Growing healthy and productive tomato plants all begins on planting day – and by simply avoiding a few of the biggest and most common planting mistakes, you can all but ensure a big harvest of juicy tomatoes this summer!
Tomatoes are by far the most popular vegetable plant to grow in home gardens. The sweet fruits are sought after not only for fresh eating, but for making everything from salsa to hundreds of other tomato based foods.
But whether you grow them in a traditional garden, raised beds or in containers – how and when your put your tomato plants into the soil on planting day can make all the difference between starting your plants down the road to smashing success – or putting them at risk of failure right from the start.

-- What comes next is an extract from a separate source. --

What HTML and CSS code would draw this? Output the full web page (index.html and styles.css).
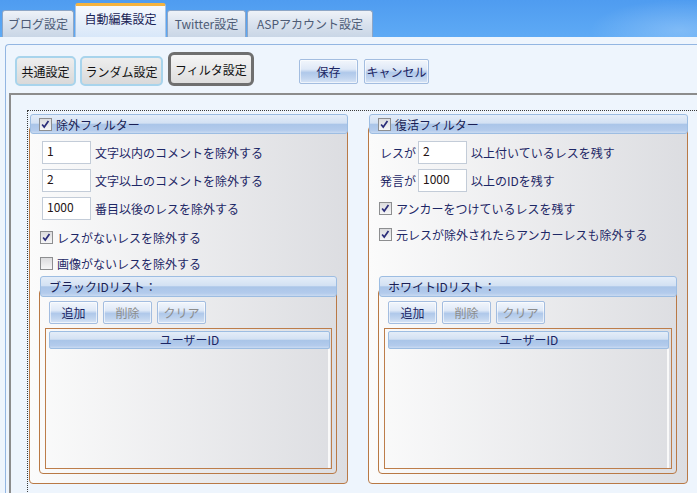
FILE: index.html
```html
<!DOCTYPE html>
<html lang="ja">
<head>
<meta charset="utf-8">
<link rel="stylesheet" href="styles.css">
</head>
<body>
<div class="tabbar">
  <div class="tab t1">ブログ設定</div>
  <div class="tab active">自動編集設定</div>
  <div class="tab t3">Twitter設定</div>
  <div class="tab t4">ASPアカウント設定</div>
</div>
<div class="page">
  <div class="toolbar">
    <div class="seg w1">共通設定</div>
    <div class="seg w2">ランダム設定</div>
    <div class="seg on">フィルタ設定</div>
    <div class="act save">保存</div>
    <div class="act cancel">キャンセル</div>
  </div>
  <div class="inner">
    <div class="dotted">
      <div class="groups">
        <div class="group">
          <div class="ghead"><span class="cb"><svg viewBox="0 0 13 13" width="11" height="11"><path d="M2.5 6.5 L5 9.5 L10 2.5" fill="none" stroke="#2b2d7a" stroke-width="2"/></svg></span><span>除外フィルター</span></div>
          <div class="gbox">
            <div class="row lrow"><div class="num">1</div><span class="lbl">文字以内のコメントを除外する</span></div>
            <div class="row lrow"><div class="num">2</div><span class="lbl">文字以上のコメントを除外する</span></div>
            <div class="row lrow"><div class="num">1000</div><span class="lbl">番目以後のレスを除外する</span></div>
            <div class="crow first"><span class="cb"><svg viewBox="0 0 13 13" width="11" height="11"><path d="M2.5 6.5 L5 9.5 L10 2.5" fill="none" stroke="#2b2d7a" stroke-width="2"/></svg></span><span class="lbl">レスがないレスを除外する</span></div>
            <div class="crow"><span class="cb"></span><span class="lbl">画像がないレスを除外する</span></div>
            <div class="idgroup">
              <div class="ihead">ブラックIDリスト：</div>
              <div class="ibox">
                <div class="btns">
                  <div class="btn">追加</div>
                  <div class="btn dis">削除</div>
                  <div class="btn dis">クリア</div>
                </div>
                <div class="list">
                  <div class="lhead">ユーザーID</div>
                  <div class="lcol"></div>
                </div>
              </div>
            </div>
          </div>
        </div>
        <div class="group r">
          <div class="ghead"><span class="cb"><svg viewBox="0 0 13 13" width="11" height="11"><path d="M2.5 6.5 L5 9.5 L10 2.5" fill="none" stroke="#2b2d7a" stroke-width="2"/></svg></span><span>復活フィルター</span></div>
          <div class="gbox">
            <div class="row rrow"><span class="pre">レスが</span><div class="num">2</div><span class="lbl">以上付いているレスを残す</span></div>
            <div class="row rrow"><span class="pre">発言が</span><div class="num">1000</div><span class="lbl">以上のIDを残す</span></div>
            <div class="crow first"><span class="cb"><svg viewBox="0 0 13 13" width="11" height="11"><path d="M2.5 6.5 L5 9.5 L10 2.5" fill="none" stroke="#2b2d7a" stroke-width="2"/></svg></span><span class="lbl">アンカーをつけているレスを残す</span></div>
            <div class="crow"><span class="cb"><svg viewBox="0 0 13 13" width="11" height="11"><path d="M2.5 6.5 L5 9.5 L10 2.5" fill="none" stroke="#2b2d7a" stroke-width="2"/></svg></span><span class="lbl">元レスが除外されたらアンカーレスも除外する</span></div>
            <div class="idgroup">
              <div class="ihead">ホワイトIDリスト：</div>
              <div class="ibox">
                <div class="btns">
                  <div class="btn">追加</div>
                  <div class="btn dis">削除</div>
                  <div class="btn dis">クリア</div>
                </div>
                <div class="list">
                  <div class="lhead">ユーザーID</div>
                  <div class="lcol"></div>
                </div>
              </div>
            </div>
          </div>
        </div>
      </div>
    </div>
  </div>
</div>
</body>
</html>
```
FILE: styles.css
```css
* { box-sizing: border-box; }
html, body { margin: 0; padding: 0; overflow: hidden; }
html { background: #eef5fd; }
body {
  height: 493px;
  background: #eef5fd;
  font-family: "Noto Sans CJK JP", sans-serif;
  font-size: 12px;
  color: #1d2766;
}

/* tabs */
.tabbar {
  height: 37px;
  background:
    radial-gradient(ellipse 90px 30px at 680px 30px, rgba(255,255,255,0.22), rgba(255,255,255,0)),
    linear-gradient(#4f9cf0, #5eaaf5);
  display: flex;
  align-items: flex-end;
  padding-left: 2px;
  gap: 1px;
}
.tab {
  height: 27px;
  border: 1px solid #8ea6c6;
  border-bottom: none;
  border-radius: 3px 3px 0 0;
  background: linear-gradient(#eef2f8, #d9e2ee 50%, #c9d6e6);
  color: #4d5b75;
  line-height: 26px;
  text-align: center;
}
.t1 { width: 72px; }
.t3 { width: 79px; }
.t4 { width: 126px; }
.tab.active {
  width: 91px;
  height: 34px;
  border: 1px solid #a9c3e2;
  border-top: 3px solid #f5b33f;
  border-bottom: none;
  background: linear-gradient(#f6f9fe, #e4eefa 60%, #d8e7f9);
  color: #1a2456;
  line-height: 26px;
  padding-bottom: 4px;
}

/* page */
.page {
  margin: 7px 0 0 5px;
  height: 449px;
  border-top: 1px solid #93b6e2;
  border-left: 1px solid #93b6e2;
  border-radius: 4px 0 0 0;
  padding-left: 3px;
}
.toolbar {
  height: 48px;
  display: flex;
  align-items: flex-start;
  padding: 7px 0 0 6px;
}
.seg {
  height: 30px;
  margin-top: 4px;
  border: 2px solid #a8d4ec;
  border-radius: 5px;
  background: linear-gradient(#eeeeee, #d9d9d9);
  color: #111;
  display: flex;
  align-items: center;
  justify-content: center;
}
.w1 { width: 61px; margin-right: 4px; }
.w2 { width: 83px; margin-right: 5px; }
.seg.on {
  width: 86px;
  height: 34px;
  margin-top: 0;
  border: 3px solid #6f6f6f;
  border-radius: 6px;
  background: linear-gradient(#f5f5f5, #dedede);
  margin-right: 45px;
}
.act, .btn {
  height: 25px;
  border: 1px solid #a3bde0;
  border-radius: 2px;
  background: linear-gradient(#f2f6fc 0%, #dfe9f7 40%, #afc8ea 55%, #c2d5ef 80%, #d8e5f6 100%);
  box-shadow: inset 0 0 0 1px rgba(255,255,255,0.6);
  color: #1b2563;
  display: flex;
  align-items: center;
  justify-content: center;
  margin-top: 7px;
}
.save { width: 59px; margin-right: 6px; }
.cancel { width: 65px; }

.inner {
  height: 400px;
  border-top: 2px solid #8c8c8c;
  border-left: 2px solid #8c8c8c;
  padding: 15px 0 0 16px;
}
.dotted {
  width: 690px;
  height: 400px;
  border: 1px dotted #3a3a3a;
  border-right: none;
}
.groups {
  display: flex;
  gap: 20px;
  padding: 3px 0 0 1px;
}
.group { width: 319px; display: flex; flex-direction: column; }
.group.r { width: 320px; }

.ghead, .ihead, .lhead {
  border: 1px solid #9dbde2;
  border-radius: 3px;
  background: linear-gradient(#e4edf8 0%, #d3e1f3 45%, #aac5e8 52%, #b3cbec 85%, #c9daf1 100%);
  color: #1a1f55;
}
.ghead {
  position: relative;
  z-index: 1;
  height: 20px;
  margin-left: 1px;
  display: flex;
  align-items: center;
  gap: 4px;
  padding-left: 8px;
}
.gbox {
  margin-top: -8px;
  height: 358px;
  border: 1px solid #b97945;
  border-radius: 4px;
  background: linear-gradient(to right, #fbfbfb, #dcdde1);
  display: flex;
  flex-direction: column;
  padding-top: 14px;
}

.cb {
  width: 13px;
  height: 13px;
  flex: none;
  border: 1px solid #8d8e90;
  background: linear-gradient(#dcdcde, #f6f6f7);
  display: flex;
  align-items: center;
  justify-content: center;
}
.row {
  height: 23px;
  margin-bottom: 5px;
  display: flex;
  align-items: center;
}
.lrow { padding-left: 12px; }
.rrow { padding-left: 11px; }
.pre { width: 38px; }
.num {
  width: 49px;
  height: 23px;
  border: 1px solid #c3ccd8;
  background: #fff;
  color: #241414;
  padding: 2px 0 0 4px;
  line-height: 14px;
  margin-right: 4px;
}
.crow {
  height: 20px;
  margin-top: 6px;
  display: flex;
  align-items: center;
  gap: 4px;
  padding-left: 10px;
}
.group .crow.first { margin-top: 2px; }
.group.r .crow.first { margin-top: 1px; }

.idgroup {
  margin: auto 10px 9px 9px;
  display: flex;
  flex-direction: column;
}
.ihead {
  position: relative;
  z-index: 1;
  height: 21px;
  line-height: 19px;
  padding-left: 8px;
  margin-left: 1px;
}
.ibox {
  margin-top: -8px;
  height: 185px;
  border: 1px solid #b97945;
  border-radius: 4px;
  padding: 11px 4px 4px 5px;
  display: flex;
  flex-direction: column;
}
.btns {
  display: flex;
  gap: 5px;
  padding-left: 4px;
}
.btn {
  width: 49px;
  height: 23px;
  margin-top: 0;
}
.btn.dis { color: #8c8c8c; }
.list {
  margin-top: 4px;
  flex: 1;
  border: 1px solid #bd7d4a;
  padding: 2px 0 0 3px;
  display: flex;
  flex-direction: column;
}
.lhead {
  width: 281px;
  height: 18px;
  line-height: 16px;
  text-align: center;
  border-radius: 2px;
  color: #1b2563;
}
.lcol {
  width: 281px;
  flex: 1;
  border-right: 2px solid #f9f9f9;
}
```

Planting day really does set the stage for how plants will perform in late spring, summer and fall. Putting transplants into their permanent home is quite stressful on the entire plant. From the roots below the soil surface, to the stems and foliage above ground.
But by providing them with the right space and soil conditions, that stress can be minimized. And in the process, have your transplants growing stronger and faster than ever. With that in mind – here is a look at how to avoid six of the most common tomato planting day miscues, and get your plants off to a healthy start!
How To Avoid The 6 Biggest Tomato Planting Mistakes
#1 Planting Early
One of the biggest mistakes of all is jumping the gun and putting your tomato plants in the ground too early. Tomatoes are a warm weather and warm soil crop.
Planting too early can cause a long list of issues for tender, young tomato plants. Both early on – and as the plants mature into mid and late summer. When the soil is still cold, the roots of tomato plants do not act or perform to the best of their abilities.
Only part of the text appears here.